Paleozoic structures are represented by large folds and reverse faults. Three separate structural elements can be distinguished in the region of Mesozoic (Nevadan) folding of the Rocky Mountains and the ranges of the Sierra Nevada: the Canadian marginal depression and the miogeosyncline and eugeosyncline of the Rocky Mountains. In the Upper Jurassic period, miogeosynclines and eugeosynclines were crumpled into folds and complicated by dislocations and reverse faults, and intrusion of granite batholiths occurred during the Lower Cretaceous period.
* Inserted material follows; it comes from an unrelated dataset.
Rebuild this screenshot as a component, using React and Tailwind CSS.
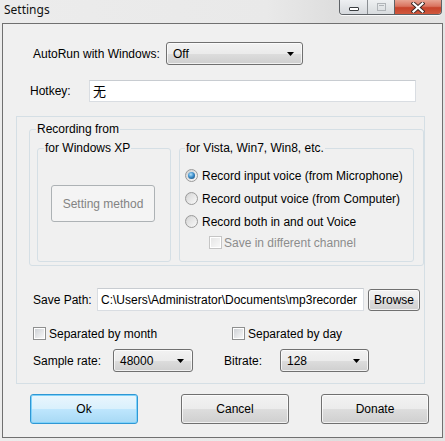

South of the nevadites, in the eastern part of the California peninsula and in the Mexican Sierra Madre, there are traces of the Laramie (Upper Cretaceous-Paleocene) fold system, framing the Precambrian Mexican medial massif; on the south within its boundaries are the massifs of Oaxaca (Precambrian) and Honduras (Paleozoic). The region of Andean (Oligocene-Pliocene) folding is traced from the Isthmus of Panama to Tierra del Fuego.

A narrow band along the littoral of the Pacific Ocean is a modern geosynclinal region. It appears in southern Alaska, in the Coast Ranges of California and Oregon, and on the Isthmus of Panama. All these regions are characterized by volcanic activity, seismicity, and intensive vertical movements. The thickness of Neocene and Anthropogenic strata in depressions of the modern geosynclinal region—for example, in the flexures of the Cook Inlet, Lake Nicaragua, and in western Colombia—reaches several km.

Within the bounds of the eastern Pacific geosynclinal belt are rich deposits of gold (Alaska and California in the USA) and copper (Chile), as well as polymetallic deposits (Bolivia, Mexico, and the USA). Oil, coal, and other minerals are obtained from flexures and bowls of the belt (mainly in Alaska, California, Venezuela, Colombia, and Peru).